B.C. Budget 2015: surplus of $879 million, spending increases
DH Vancouver StaffFeb 17, 2015 2:15 pm
Standing afoot in a pair of old black leather shoes, Finance Minister Mike de Jong delivered British Columbia’s provincial budget this afternoon, announcing spending increases amidst a budget surplus of $879 million for the 2014-2015 fiscal year.
“British Columbians have scored a fiscal hat trick. For the third year in a row, British Columbians will have a balanced budget,” said De Jong at the beginning of his budget speech.
The big winners in the 2014-2015 budget are education, health care and social services. “The discipline we showed through the recession to bring the budget into balance has given us the flexibility to make modest, strategic investments that maintain public services like health care and education, as well as strengthen and encourage growth in key economic sectors,” he continued.
Totaling $45.8 billion in spending, the 2015 budget includes spending increases in social services, health and education, along with a scheduled tax cut for high-income earners. Highlights from today’s announcement include:
$106 million in additional funding over three years for Community Living B.C
$20 million in additional funding for income assistance programs
$5 million to enhance the B.C. tax reduction credit, allowing individuals to earn more than $19,000 a year before paying any provincial income tax
$3 million for a new children’s fitness equipment tax credit, allowing families to claim up to
$250 a year for equipment costs; this is in addition to the existing $500 children’s fitness and
arts tax credit
B.C. Early Childhood Tax Benefit will provide up to $660 a year for each child under the age of six, to help with the cost of child care, totally $146 million annually
Training and Education Savings grant will provide a one-time payment of $1,200 for every child resident in B.C. who was born since January 1, 2007
$564 million in additional funding to kindergarten to Grade 12 education over three years
$2.1 billion in post-secondary education, skills and trades training capital spending, including:
Emily Carr University of Art + Design Campus; replacement of trades buildings at Okanagan College; renewal and replacement of the trades facility at Camosun College; new facility for the Vancouver Community College and British Columbia Institute of Technology for heavy-duty/commercial transportation trades programs; trades facility at the Nicola Valley Institute of Technology; and funding for new equipment to modernize and increase capacity to support in-demand priority programs
$1.6 billion in K-12 education investments, including: Centennial Secondary, Coquitlam; Oak Bay Secondary, Oak Bay; Kitsilano Secondary, Vancouver; Wellington Secondary, Nanaimo; and Clayton North Secondary, Surrey
An increase of almost $3 billion to the Ministry of Health of three years
$12.5 million to the Canadian Cancer Society to establish a cancer prevention centre in Vancouver
$2.7 billion in health infrastructure, including: Children and Women’s Hospital – Phase 1 and 2, Vancouver; North Island Hospitals, Comox Valley and Campbell River; Interior Heart and Surgical Centre, Kelowna
$2.9 billion in transportation investments, including: Evergreen Line Rapid Transit, Coquitlam; Cariboo Connector; Hwy. 1: Mountain Hwy.
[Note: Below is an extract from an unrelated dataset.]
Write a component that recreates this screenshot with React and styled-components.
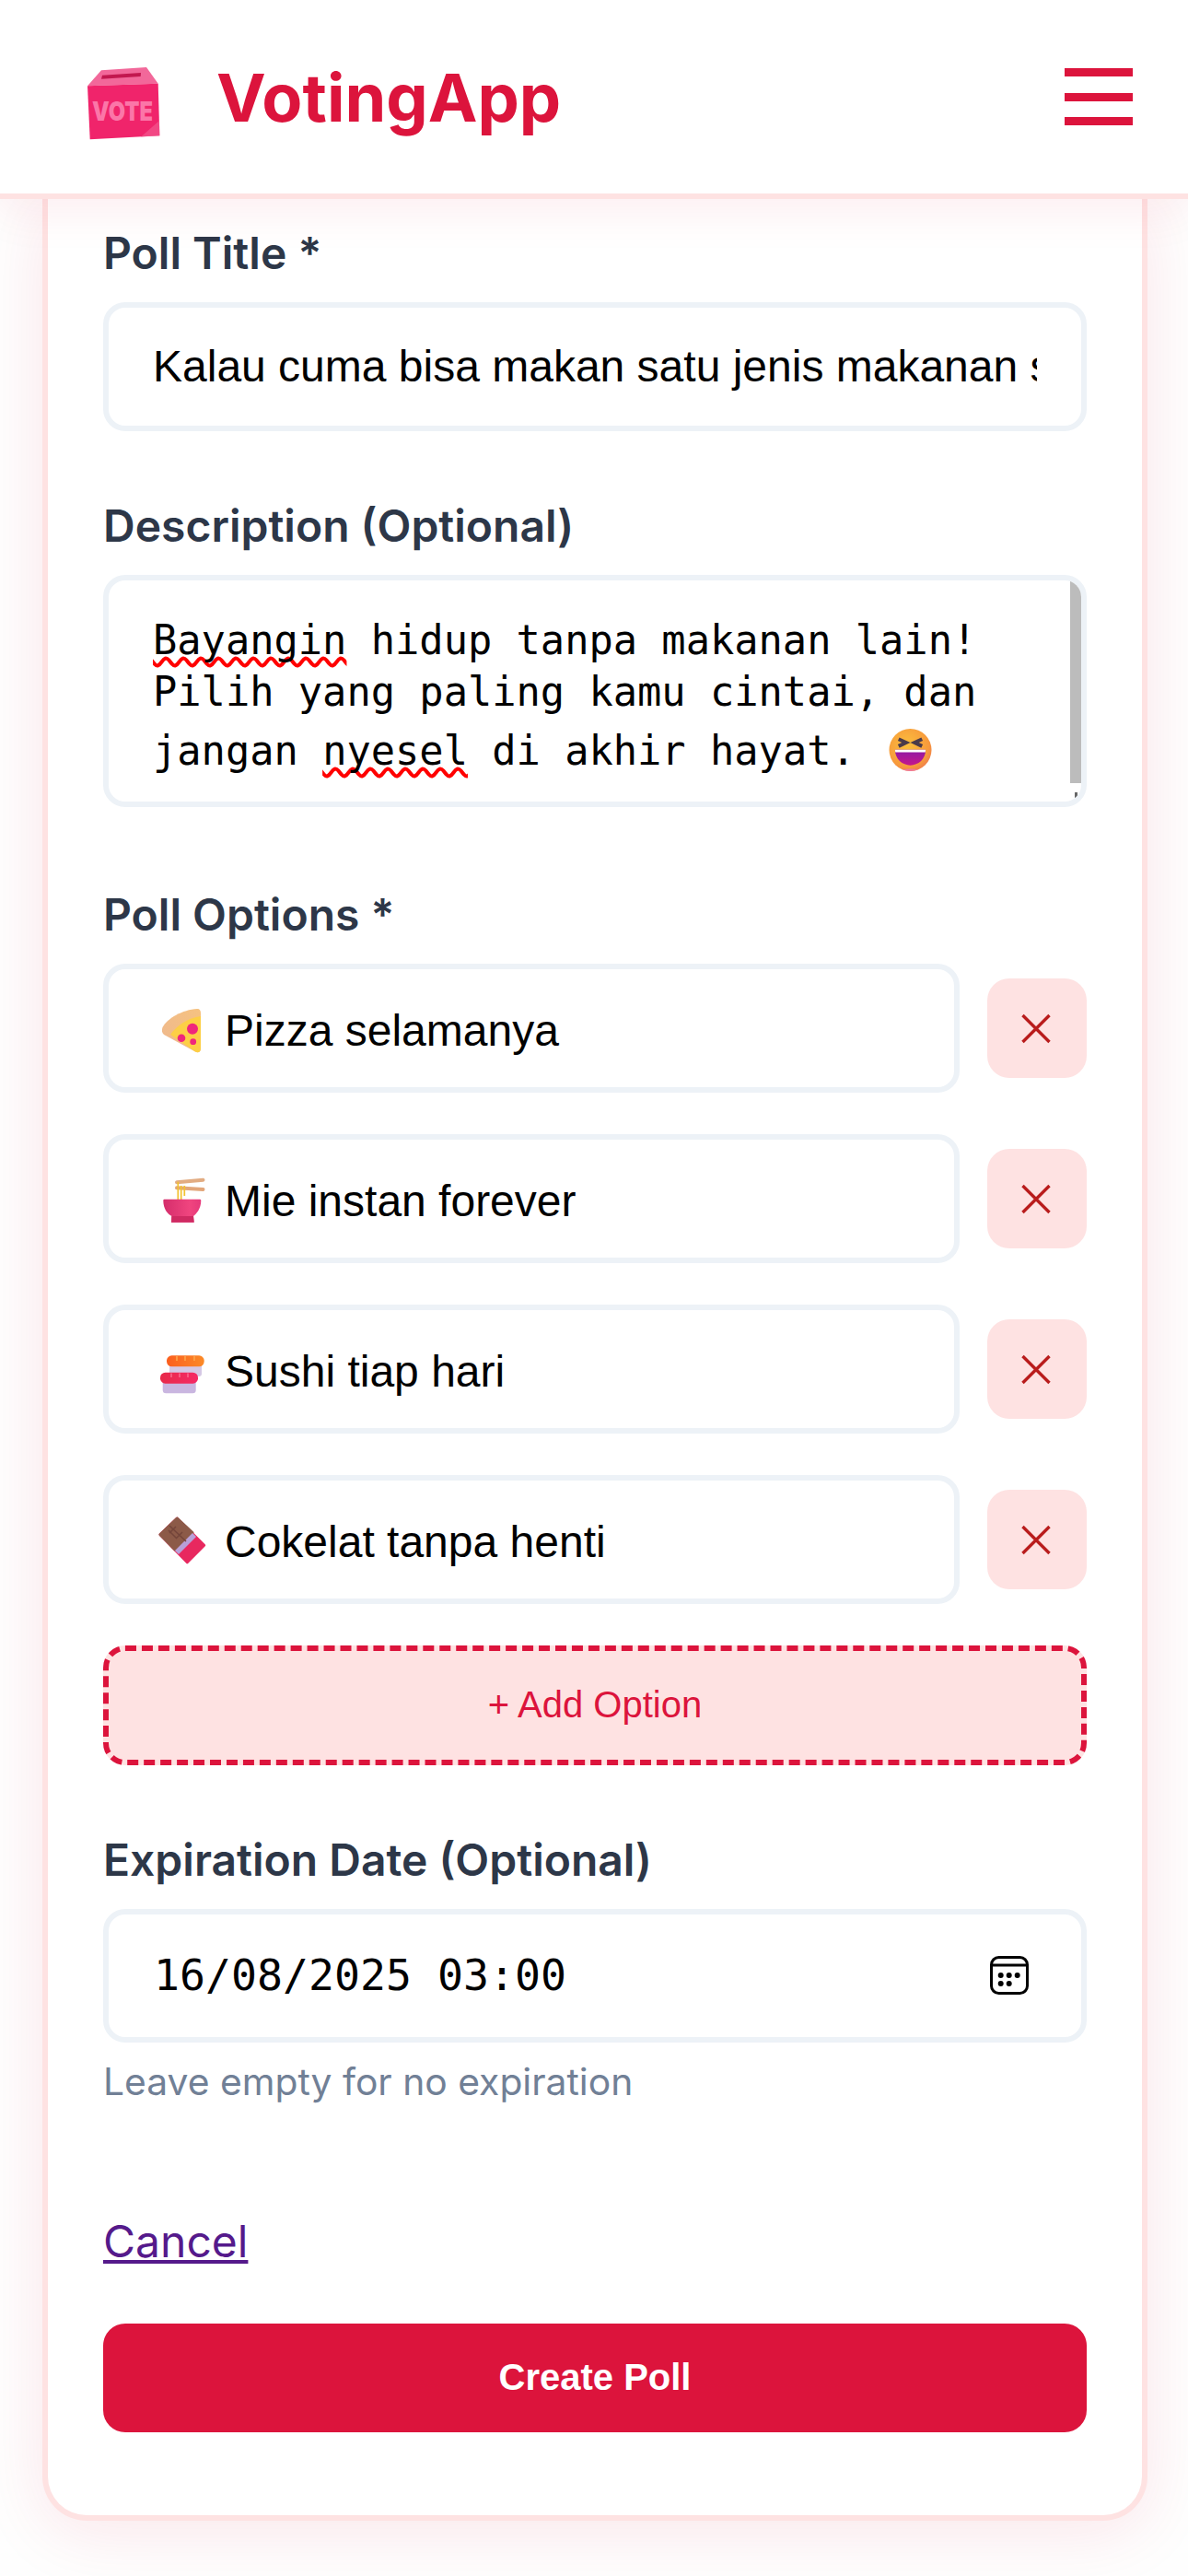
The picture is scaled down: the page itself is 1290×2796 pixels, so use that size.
import React from "react";
import styled, { createGlobalStyle } from "styled-components";

const GlobalStyle = createGlobalStyle`
  html, body {
    margin: 0;
    padding: 0;
    background: #fefefe;
  }
  * {
    box-sizing: border-box;
  }
`;

const options = [
  { id: "pizza", text: "Pizza selamanya", Icon: PizzaIcon },
  { id: "mie", text: "Mie instan forever", Icon: NoodleIcon },
  { id: "sushi", text: "Sushi tiap hari", Icon: SushiIcon },
  { id: "cokelat", text: "Cokelat tanpa henti", Icon: ChocolateIcon }
];

export default function App() {
  return (
    <Page>
      <GlobalStyle />
      <Header>
        <Brand>
          <VoteIcon />
          <BrandName>VotingApp</BrandName>
        </Brand>
        <MenuButton aria-label="Menu">
          <MenuLine />
          <MenuLine />
          <MenuLine />
        </MenuButton>
      </Header>

      <Card>
        <Label>Poll Title *</Label>
        <Field>
          <FieldText>
            Kalau cuma bisa makan satu jenis makanan seumur hidup, pilih apa?
          </FieldText>
        </Field>

        <SectionLabel $gap="74px">Description (Optional)</SectionLabel>
        <TextArea>
          <TextLine>
            <Misspelled>Bayangin</Misspelled> hidup tanpa makanan lain!
          </TextLine>
          <TextLine>Pilih yang paling kamu cintai, dan</TextLine>
          <TextLine $tall>
            jangan <Misspelled>nyesel</Misspelled> di akhir hayat. <LaughIcon />
          </TextLine>
          <ScrollThumb />
          <ScrollDot />
        </TextArea>

        <SectionLabel $gap="88px">Poll Options *</SectionLabel>
        <OptionList>
          {options.map(({ id, text, Icon }) => (
            <OptionRow key={id}>
              <OptionField>
                <Icon />
                <OptionText>{text}</OptionText>
              </OptionField>
              <RemoveButton aria-label={"Remove " + text}>
                <svg width="36" height="36" viewBox="0 0 36 36" fill="none">
                  <path
                    d="M2.5 4 L31.5 33 M31.5 4 L2.5 33"
                    stroke="#b91c1c"
                    strokeWidth="3.4"
                  />
                </svg>
              </RemoveButton>
            </OptionRow>
          ))}
        </OptionList>
        <AddOption>+ Add Option</AddOption>

        <SectionLabel $gap="74px">Expiration Date (Optional)</SectionLabel>
        <DateField>
          <DateText>16/08/2025 03:00</DateText>
          <svg width="42" height="42" viewBox="0 0 42 42" fill="none">
            <rect
              x="1.5"
              y="1.5"
              width="39"
              height="39"
              rx="8"
              stroke="#000"
              strokeWidth="3"
            />
            <path d="M2 10 H40" stroke="#000" strokeWidth="3" />
            <circle cx="11.7" cy="21" r="3" fill="#000" />
            <circle cx="20.7" cy="21" r="3" fill="#000" />
            <circle cx="29.7" cy="21" r="3" fill="#000" />
            <circle cx="11.7" cy="30" r="3" fill="#000" />
            <circle cx="20.7" cy="30" r="3" fill="#000" />
          </svg>
        </DateField>
        <Hint>Leave empty for no expiration</Hint>

        <CancelLink href="#cancel">Cancel</CancelLink>
        <SubmitButton>Create Poll</SubmitButton>
      </Card>
    </Page>
  );
}

function VoteIcon() {
  return (
    <BrandIcon viewBox="0 0 80 80" width="80" height="80">
      <path d="M15 3.3 L64 0 L76.7 17.7 L0 20.3 Z" fill="#f2689a" />
      <path d="M16 8.7 L58 6 L57.7 10 L15 12.7 Z" fill="#c2184f" />
      <path d="M0 20.3 L76.7 17.7 L78.3 74.3 L2.7 78.3 Z" fill="#f0246b" />
      <path d="M58 75.4 L78 58 L78.3 74.3 Z" fill="#f2588f" opacity="0.7" />
      <VoteLabel x="5" y="57.5" textLength="66" lengthAdjust="spacingAndGlyphs">
        VOTE
      </VoteLabel>
    </BrandIcon>
  );
}

function PizzaIcon() {
  return (
    <OptionIcon viewBox="0 0 62 62">
      <defs>
        <linearGradient id="crust" x1="0" y1="1" x2="1" y2="0">
          <stop offset="0" stopColor="#eeb88f" />
          <stop offset="1" stopColor="#f6c280" />
        </linearGradient>
      </defs>
      <path
        d="M10.5 30 C16 20 32 11 48 10 C51 10 52 12 52 15 V53 C52 57 49 58 46 56.5 L12 38 C9.5 36 9.5 33 10.5 30 Z"
        fill="url(#crust)"
      />
      <path
        d="M19 38 C26 28 38 20 52 18 V53 C52 57 49 58 46 56.5 Z"
        fill="#fdcf45"
      />
      <circle cx="43" cy="31.7" r="6" fill="#f0267c" />
      <circle cx="31" cy="41.7" r="4.3" fill="#f0267c" />
      <circle cx="43.7" cy="45.7" r="3.4" fill="#f0267c" />
    </OptionIcon>
  );
}

function NoodleIcon() {
  return (
    <OptionIcon viewBox="0 0 62 62">
      <defs>
        <linearGradient id="bowl" x1="0" y1="0" x2="1" y2="0">
          <stop offset="0" stopColor="#d42d6b" />
          <stop offset="0.7" stopColor="#f0457f" />
          <stop offset="1" stopColor="#e6397a" />
        </linearGradient>
      </defs>
      <path d="M26 13.3 L54.5 10.7" stroke="#e2ac82" strokeWidth="4" strokeLinecap="round" />
      <path d="M26 19.3 L54.5 21" stroke="#e2a67a" strokeWidth="4" strokeLinecap="round" />
      <path d="M27.3 12.7 V32 M30.7 17 V32 M34.3 17 V28" stroke="#f2c230" strokeWidth="1.7" />
      <path
        d="M11.3 33 Q11.3 31.7 12.5 31.7 H51 Q52.3 31.7 52.3 33 C52.3 42 47 48 44 50 L44.7 56.7 H20 L20.5 50 C16 48 11.3 42 11.3 33 Z"
        fill="url(#bowl)"
      />
      <path d="M20.4 50 H44 L44.7 56.7 H20 Z" fill="#cf2a62" />
    </OptionIcon>
  );
}

function SushiIcon() {
  return (
    <OptionIcon viewBox="0 0 62 62">
      <defs>
        <linearGradient id="topFish" x1="0" y1="0" x2="1" y2="0">
          <stop offset="0" stopColor="#fb5e1e" />
          <stop offset="1" stopColor="#fb8a28" />
        </linearGradient>
        <linearGradient id="lowFish" x1="0" y1="0" x2="1" y2="0">
          <stop offset="0" stopColor="#e82a4a" />
          <stop offset="1" stopColor="#f52a66" />
        </linearGradient>
      </defs>
      <rect x="18" y="24" width="35" height="15" rx="3" fill="#d5c8e4" />
      <rect x="15" y="16.3" width="40.7" height="12" rx="5.5" fill="url(#topFish)" />
      <path d="M26 17 V22 M35 17 V22 M45 17 V22" stroke="#fca64a" strokeWidth="1.6" />
      <rect x="10.7" y="42" width="36" height="15.3" rx="3.5" fill="#c9b6e0" />
      <rect x="8" y="34.7" width="41" height="12" rx="5.5" fill="url(#lowFish)" />
      <path d="M20 35.5 V40 M29 35.5 V40 M38 35.5 V40" stroke="#f9688a" strokeWidth="1.6" />
    </OptionIcon>
  );
}

function ChocolateIcon() {
  return (
    <OptionIcon viewBox="0 0 62 62">
      <path
        d="M26.3 8 L8 25.7 L37.3 55.7 L55.7 37.3 Z"
        fill="#e8285f"
        stroke="#e8285f"
        strokeWidth="3"
        strokeLinejoin="round"
      />
      <path
        d="M26.3 8 L8 25.7 L24 42 L43 23.5 Z"
        fill="#8c5a48"
        stroke="#8c5a48"
        strokeWidth="3"
        strokeLinejoin="round"
      />
      <path d="M24 43 L43 24 L47 28 L28 47 Z" fill="#b8a0d8" />
      <path d="M18 16 L36 33 M26 30 L17 21 M25 17 L18 24 M32 23 L25 30" stroke="#74453a" strokeWidth="1.6" />
    </OptionIcon>
  );
}

function LaughIcon() {
  return (
    <EmojiImage viewBox="0 0 48 48">
      <defs>
        <radialGradient id="face" cx="0.42" cy="0.38" r="0.68">
          <stop offset="0" stopColor="#fbbf3c" />
          <stop offset="0.75" stopColor="#f79a3c" />
          <stop offset="1" stopColor="#ee7a4e" />
        </radialGradient>
        <linearGradient id="mouth" x1="0" y1="0" x2="0" y2="1">
          <stop offset="0" stopColor="#8e1aa6" />
          <stop offset="1" stopColor="#c4168c" />
        </linearGradient>
      </defs>
      <circle cx="24" cy="24" r="23.5" fill="url(#face)" />
      <path d="M11 12 L19.3 15.8 L11 19.8 M37 12 L28.7 15.8 L37 19.8" fill="none" stroke="#4a3a4a" strokeWidth="4" />
      <path d="M7 23.8 H41 C41 34 33 41 24 41 C15 41 7 34 7 23.8 Z" fill="url(#mouth)" />
      <path d="M7 23.8 H41 L40.6 26.6 H7.4 Z" fill="#fff" />
      <path d="M15 46 Q24 49 33 46 Q24 44 15 46 Z" fill="#f07a9a" />
    </EmojiImage>
  );
}

const Page = styled.div`
  width: 1290px;
  min-height: 2796px;
  background: #fefefe;
  font-family: "Liberation Sans", Arial, sans-serif;
  color: #000;
`;

const Header = styled.header`
  position: relative;
  z-index: 2;
  height: 216px;
  padding: 0 60px 0 95px;
  display: flex;
  align-items: center;
  justify-content: space-between;
  background: #fff;
  border-bottom: 6px solid #fee2e2;
  box-shadow: 0 12px 48px rgba(220, 20, 60, 0.08);
`;

const Brand = styled.div`
  display: flex;
  align-items: center;
`;

const BrandIcon = styled.svg`
  flex: none;
  margin-top: 16px;
  overflow: visible;
`;

const VoteLabel = styled.text`
  font-family: Inter, sans-serif;
  font-size: 29px;
  font-weight: 900;
  fill: #fb76a8;
`;

const BrandName = styled.span`
  margin-left: 60px;
  font-family: Inter, sans-serif;
  font-size: 72px;
  font-weight: 700;
  color: #dc143c;
`;

const MenuButton = styled.div`
  display: flex;
  flex-direction: column;
  justify-content: space-between;
  width: 74px;
  height: 62px;
`;

const MenuLine = styled.span`
  display: block;
  height: 9px;
  background: #dc143c;
`;

const Card = styled.main`
  width: 1200px;
  height: 2520px;
  margin-left: 46px;
  padding: 30px 60px 0;
  background: #fff;
  border: 6px solid #fee2e2;
  border-top: 0;
  border-radius: 0 0 48px 48px;
  box-shadow: 0 12px 72px rgba(220, 20, 60, 0.1);
`;

const Label = styled.div`
  font-family: Inter, sans-serif;
  font-size: 48px;
  font-weight: 600;
  line-height: 58px;
  color: #2d3748;
`;

const SectionLabel = styled(Label)`
  margin-top: ${(p) => p.$gap};
`;

const fieldBorder = "6px solid #edf2f7";

const Field = styled.div`
  height: 140px;
  margin-top: 24px;
  padding: 0 48px;
  display: flex;
  align-items: center;
  background: #fff;
  border: ${fieldBorder};
  border-radius: 24px;
`;

const FieldText = styled.div`
  width: 100%;
  padding-bottom: 2px;
  overflow: hidden;
  white-space: nowrap;
  font-size: 48px;
`;

const TextArea = styled.div`
  position: relative;
  height: 252px;
  margin-top: 24px;
  padding: 37px 48px 0;
  background: #fff;
  border: ${fieldBorder};
  border-radius: 24px;
  font-family: "DejaVu Sans Mono", monospace;
  font-size: 43.7px;
  line-height: 56px;
  white-space: nowrap;
  overflow: hidden;
`;

const TextLine = styled.div`
  margin-top: ${(p) => (p.$tall ? "8px" : "0")};
`;

const Misspelled = styled.span`
  text-decoration: underline wavy #f00 4px;
  text-decoration-skip-ink: none;
  text-underline-offset: 3px;
`;

const EmojiImage = styled.svg`
  width: 47px;
  height: 48px;
  margin-left: 10px;
  vertical-align: -8px;
`;

const ScrollThumb = styled.div`
  position: absolute;
  top: 0;
  right: 0;
  width: 12px;
  height: 220px;
  background: #bcbcbc;
`;

const ScrollDot = styled.div`
  position: absolute;
  right: 4px;
  bottom: 4px;
  width: 3px;
  height: 6px;
  background: #666;
`;

const OptionList = styled.div`
  margin-top: 24px;
  display: flex;
  flex-direction: column;
  gap: 45px;
`;

const OptionRow = styled.div`
  display: flex;
  align-items: center;
  gap: 30px;
`;

const OptionField = styled.div`
  flex: 1;
  height: 140px;
  padding: 0 48px;
  display: flex;
  align-items: center;
  background: #fff;
  border: ${fieldBorder};
  border-radius: 24px;
`;

const OptionIcon = styled.svg`
  flex: none;
  width: 62px;
  height: 62px;
  margin-right: 16px;
`;

const OptionText = styled.span`
  margin-top: 5px;
  font-size: 48px;
  white-space: nowrap;
`;

const RemoveButton = styled.button`
  flex: none;
  width: 108px;
  height: 108px;
  padding: 0;
  display: flex;
  align-items: center;
  justify-content: center;
  background: #fee2e2;
  border: 0;
  border-radius: 24px;
`;

const AddOption = styled.div`
  height: 129.5px;
  margin-top: 45px;
  display: flex;
  align-items: center;
  justify-content: center;
  background: #fee2e2;
  border: 6px dashed #dc143c;
  border-radius: 24px;
  font-size: 40px;
  color: #dc143c;
`;

const DateField = styled(Field)`
  height: 145px;
  padding: 0 57px 0 49px;
  justify-content: space-between;
`;

const DateText = styled.span`
  font-family: "DejaVu Sans Mono", monospace;
  font-size: 46.5px;
`;

const Hint = styled.div`
  margin-top: 17px;
  font-family: Inter, sans-serif;
  font-size: 40.8px;
  line-height: 50px;
  color: #718096;
`;

const CancelLink = styled.a`
  display: block;
  width: fit-content;
  margin-top: 120px;
  font-family: Inter, sans-serif;
  font-size: 48px;
  line-height: 58px;
  color: #551a8b;
`;

const SubmitButton = styled.button`
  display: block;
  width: 100%;
  height: 118px;
  margin-top: 60px;
  background: #dc143c;
  border: 0;
  border-radius: 24px;
  font-family: "Liberation Sans", Arial, sans-serif;
  font-size: 40px;
  font-weight: 700;
  color: #fff;
`;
Interchange, North Vancouver
Infrastructure, Business and Energy:
Continued tax credits and $6.3 million in new base-budget funding to support B.C.’s mining industry, to continue improvements to permitting and regulatory oversight including increased mine inspections
$25 million over three years to implement the new Water Sustainability Act, which will be in force in 2016
Transitional incentives over three years to encourage the B.C. cement industry to adopt cleaner fuels and further lower emission intensity
Extending the Interactive Digital Media tax credit to 2018 and expanding the Digital Animation or Visual Effects (DAVE) tax credit to include post-production film activities to help keep B.C.’s film and video game industries healthy
Helping ensure B.C. businesses can take advantage of Canada’s access to the renminbi financial market
Partnering with the marine shipping industry to re-establish the International Maritime Centre to
help attract more shipping companies and their head offices to Vancouver
Finance Minister Mike de Jong told the Canadian Press earlier today that B.C. would be the only province in Canada to achieve a balanced budget this year. As detailed in today’s budget, the government projects another three years of surpluses due to spending cuts and GDP growth.
The 2014-2015 budget forecasts future budget surpluses as follows:
$284 million in 2015-2016
$376 million in 2016-2017
$399 million in 2017-2018
While many people are discouraged by the government’s lack of spending amidst a three-year surplus trend, Chartered Professional Accountants support the Liberal’s decision to manage fiscal constraint.
“We are pleased to see the Minister of Finance is continuing the commitment to balance the books and generate modest budget surpluses over the next three years,” said Richard Rees, CPA, FCA, President and CEO of CPABC. “With surpluses anticipated, the government will be able to pay down the province’s direct operating debt (so called credit card debt) by more than 50 per cent, to $4.8 billion. This will in turn bring down the debt-to-GDP ratio to 16.6 per cent in 2017/18, the lowest level since 1991.”